This is part of a keynote address by Pacific Media Centre director Professor David Robie at the 2015 University of the South Pacific (USP) annual journalism awards. Part one of this address is here.

By David Robie

While there appear to be far more democracies in the world than ever before, the CPJ’s executive director Joel Simon says there is a sinister new threat.

And this is in some respects more troublesome than the old style dictatorships. Simon describes this new scourge in a recent book, The New Censorship: Inside the Global Battle for Press Freedom, as the “democratators”, those leaders who profess to be democratic but are actually subverting their mirage of open governance. As Simon says:

“What are these differences between dictators and democratators? Dictators rule by force. Democratators rule by manipulation. Dictators impose their will. Democratators govern with the support of the majority.

Dictators do not claim to be democrats – at least credibly. Democratators always do. Dictators control information. Democratators manage it.”

Simon points out that democratators win elections yet while they may be free, they are not really fair, meaning they are decided by fraud.

He has a growing list of leaders that fit this label, including Latin American “populists” like Rafael Correa of Equador and Daniel Ortega of Nicaragua, “European backsliders” like Viktor Orban of Hungary and Viktor Yanukovych, the deposed former president of Ukraine, and African leaders such as Paul Kagame of Rwanda and Jacob Zuma of South Africa.

Also high on Simon’s list of media threats is the way terrorism has impacted on how big media groups currently go about their global news-gathering. Conscious of the ever-present threat of ritualised kidnappings and bombings, journalists are sometimes forced to report from bunkers and are less enthusiastic about meeting uncertain sources in case they might be abducted.

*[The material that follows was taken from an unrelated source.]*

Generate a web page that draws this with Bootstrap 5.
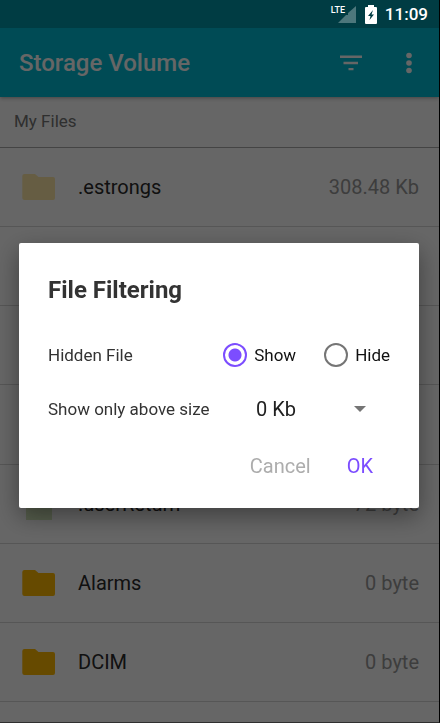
<!DOCTYPE html>
<html lang="en">
<head>
<meta charset="utf-8">
<meta name="viewport" content="width=device-width, initial-scale=1">
<title>Storage Volume</title>
<link href="https://cdn.jsdelivr.net/npm/bootstrap@5.3.0/dist/css/bootstrap.min.css" rel="stylesheet">
<style>
  body { font-family: Roboto, "Liberation Sans", sans-serif; background: #fff; color: #2b2b2b; }
  .screen { border-right: 1px solid #000; border-bottom: 1px solid #777; }
  .status-bar { height: 28px; background: #003c43; color: #fff; z-index: 1060; padding-right: 11px; }
  .lte-label { font-size: 9px; line-height: 10px; font-weight: 500; left: -2px; top: 0; }
  .signal { width: 24px; height: 19px; }
  .clock { font-size: 17px; line-height: 28px; font-weight: 500; }
  .app-bar { height: 69px; background: #00bcd4; padding: 0 18px 0 19px; box-shadow: 0 1px 4px rgba(0,0,0,.35); z-index: 1; }
  .app-title { font-size: 24px; line-height: 32px; font-weight: 500; color: #fff; }
  .icon-btn { line-height: 0; color: #fff; }
  .app-actions { gap: 34px; }
  .path-bar { height: 51px; padding: 0 14px; font-size: 17px; color: #757575; border-bottom: 1px solid #aaa; }
  .file-list { display: grid; grid-template-rows: repeat(7, 1fr) 20px; }
  .file-row { padding: 0 20px 0 22px; font-size: 20px; border-bottom: 1px solid #d6d6d6; gap: 22px; }
  .file-row:last-child { border-bottom: 0; }
  .file-size { color: #999; }
  .faded { opacity: .35; }
  .scrim { background: rgba(0,0,0,.6); padding: 28px 21px 0 19px; z-index: 1050; }
  .filter-dialog { background: #fff; border-radius: 2px; padding: 31px 29px 28px; box-shadow: 0 8px 24px rgba(0,0,0,.4); color: #333; }
  .dialog-title { font-size: 24px; line-height: 32px; font-weight: 700; margin-bottom: 22px; }
  .option-row { min-height: 54px; font-size: 17px; line-height: 24px; }
  .radio-group { gap: 28px; color: #111; }
  .radio-item { gap: 7px; }
  .radio-dot { appearance: none; width: 24px; height: 24px; margin: 0; border: 2px solid #757575; border-radius: 50%; }
  .radio-dot:checked { border-color: #7c4dff; background: radial-gradient(circle, #7c4dff 6px, #fff 7px); }
  .size-picker { width: 110px; }
  .size-select { appearance: none; font-size: 20px; line-height: 28px; color: #212121; background: transparent; }
  .picker-arrow { right: 0; top: 11px; pointer-events: none; }
  .actions { gap: 36px; padding-right: 17px; margin-top: 16px; }
  .action-btn { font-size: 20px; line-height: 28px; color: #7c4dff; }
  .action-muted { color: #adadad; }
</style>
<script src="https://cdn.jsdelivr.net/npm/bootstrap@5.3.0/dist/js/bootstrap.bundle.min.js"></script>
</head>
<body>
<div class="screen vh-100 overflow-hidden d-flex flex-column">
  <div class="status-bar position-relative d-flex align-items-center justify-content-end flex-shrink-0">
    <div class="signal position-relative me-2">
      <span class="lte-label position-absolute">LTE</span>
      <svg width="24" height="19" viewBox="0 0 24 19" class="d-block" aria-hidden="true"><path d="M23 1V18H5L13 10H15V8Z" fill="#4d777c"/></svg>
    </div>
    <svg width="12" height="19" viewBox="0 0 12 19" class="d-block me-2" aria-hidden="true"><path d="M3 0H9V2H11Q12 2 12 3V18Q12 19 11 19H1Q0 19 0 18V3Q0 2 1 2H3Z" fill="#fff"/><path d="M8 5L3 11H5.500L4.500 15L9 9.500H6.500Z" fill="#003c43"/></svg>
    <span class="clock">11:09</span>
  </div>

  <header class="app-bar position-relative d-flex align-items-center flex-shrink-0">
    <h1 class="app-title mb-0 me-auto">Storage Volume</h1>
    <div class="app-actions d-flex">
      <button type="button" class="icon-btn btn p-0 border-0" aria-label="Filter">
        <svg width="24" height="24" viewBox="0 0 24 24" aria-hidden="true"><path d="M1 4.500H23V7H1ZM4.500 10.700H19V13.200H4.500ZM9.500 17H14.500V19.200H9.500Z" fill="currentColor"/></svg>
      </button>
      <button type="button" class="icon-btn btn p-0 border-0" aria-label="More options">
        <svg width="24" height="24" viewBox="0 0 24 24" aria-hidden="true"><g fill="currentColor"><circle cx="12" cy="4.500" r="2.800"/><circle cx="12" cy="12" r="2.800"/><circle cx="12" cy="19.500" r="2.800"/></g></svg>
      </button>
    </div>
  </header>

  <nav class="path-bar d-flex align-items-center flex-shrink-0">My Files</nav>

  <svg class="d-none" aria-hidden="true">
    <symbol id="folder" viewBox="0 0 34 28"><path d="M2.500 1H13L16.500 4H31Q33 4 33 6V25Q33 27 31 27H2.500Q.3 27 .3 25V3Q.3 1 2.500 1Z"/></symbol>
  </svg>
  <main class="file-list flex-grow-1">
    <div class="file-row d-flex align-items-center">
      <svg class="faded" width="34" height="28" fill="#ffc107" aria-hidden="true"><use href="#folder"/></svg>
      <span class="me-auto">.estrongs</span><span class="file-size">308.48 Kb</span>
    </div>
    <div class="file-row"></div>
    <div class="file-row"></div>
    <div class="file-row"></div>
    <div class="file-row d-flex align-items-center">
      <svg class="faded" width="34" height="34" viewBox="0 0 34 34" fill="#8bc34a" aria-hidden="true"><path d="M4 1H22L30 9V33H4Z"/></svg>
      <span class="me-auto">.userReturn</span><span class="file-size">72 byte</span>
    </div>
    <div class="file-row d-flex align-items-center">
      <svg width="34" height="28" fill="#ffba00" aria-hidden="true"><use href="#folder"/></svg>
      <span class="me-auto">Alarms</span><span class="file-size">0 byte</span>
    </div>
    <div class="file-row d-flex align-items-center">
      <svg width="34" height="28" fill="#ffba00" aria-hidden="true"><use href="#folder"/></svg>
      <span class="me-auto">DCIM</span><span class="file-size">0 byte</span>
    </div>
    <div class="file-row"></div>
  </main>
</div>

<div class="scrim position-fixed top-0 bottom-0 start-0 end-0 d-flex align-items-center" role="dialog" aria-modal="true" aria-labelledby="dialogTitle">
  <form class="filter-dialog flex-grow-1">
    <h2 class="dialog-title" id="dialogTitle">File Filtering</h2>
    <div class="option-row d-flex align-items-center justify-content-between" role="radiogroup" aria-labelledby="hiddenLabel">
      <span id="hiddenLabel">Hidden File</span>
      <div class="radio-group d-flex">
        <div class="radio-item d-flex align-items-center"><input class="radio-dot" type="radio" name="hidden" id="showHidden" checked><label for="showHidden">Show</label></div>
        <div class="radio-item d-flex align-items-center"><input class="radio-dot" type="radio" name="hidden" id="hideHidden"><label for="hideHidden">Hide</label></div>
      </div>
    </div>
    <div class="option-row d-flex align-items-center justify-content-between">
      <label for="minSize">Show only above size</label>
      <div class="size-picker position-relative me-4">
        <select class="size-select border-0 w-100 p-0" id="minSize"><option>0 Kb</option></select>
        <svg class="picker-arrow position-absolute" width="12" height="6" viewBox="0 0 12 6" aria-hidden="true"><path d="M0 0H12L6 6Z" fill="#757575"/></svg>
      </div>
    </div>
    <div class="actions d-flex justify-content-end">
      <button type="button" class="action-btn action-muted btn p-0 border-0">Cancel</button>
      <button type="submit" class="action-btn btn p-0 border-0">OK</button>
    </div>
  </form>
</div>
</body>
</html>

Journalism under duress.      Video: Pacific Media Centre

‘There is a sinister new threat’
Even the appearance of journalists sometimes makes them look like an extension of the military — with helmets, flak jackets and camouflage fatigues. This accentuates their targeting by fundamentalist groups who regard them as an extension of the “state”.

China is the elephant in the room when it comes to freedom of information. While China’s leaders embrace the internet, they believe they can, and ought to, control the web. It is clear that China has the technological means and resources to make internet control a reality.

Chinese authorities use monitoring and filtering to keep a lid on the cyberspace “conversation” to prevent repercussions.

United States responses to the Wikileaks scandal in 2013 and the massive surveillance revelations by Edward Snowden encouraged allegations of hypocrisy from critics pointing out that Washington’s commitment to internet freedom dragged when its own geopolitical interests appeared threatened.

Earlier this month in 2015, I had the good fortune to be in Brussels as one of the people giving feedback at a stakeholders meeting for a massive European Union-funded research project on the media reporting on six major violent conflicts around the world, including the Syrian civil war and conflict in Burundi.

Story of an editor
While there I happened to pick up a new “Euro” style newspaper called Politico, which steered me to a remarkable media development in Spain with the headline: “He brings news of the future”

“Who was he?” asks the subeditor in me when it was always drummed into us to have a name in the headline. (The online version changed the headline).

This was the story of Pedro J. Ramírez, one of the leading editors in Spain, who had been in charge of El Mundo for 24 years. But he was sacked by his newspaper’s owners.

Why? Because under his leadership, El Mundo pursued a robust investigation into corruption implicating the governing Popular Party and the Prime Minister [Mariano Rajoy].

When he was fired, Ramírez used his massive €5.6 million pay-out to help fund a new online newspaper, El Español. His pay-out plus record-breaking crowdfunding doubled what had been previously raised by a new Dutch publishing venture, De Correspondent.

Another interesting success story has been in France, where investigative journalist Edwy Plenel, famous for his Rainbow Warrior bombing investigation in 1985 for Le Monde, founded Mediapart.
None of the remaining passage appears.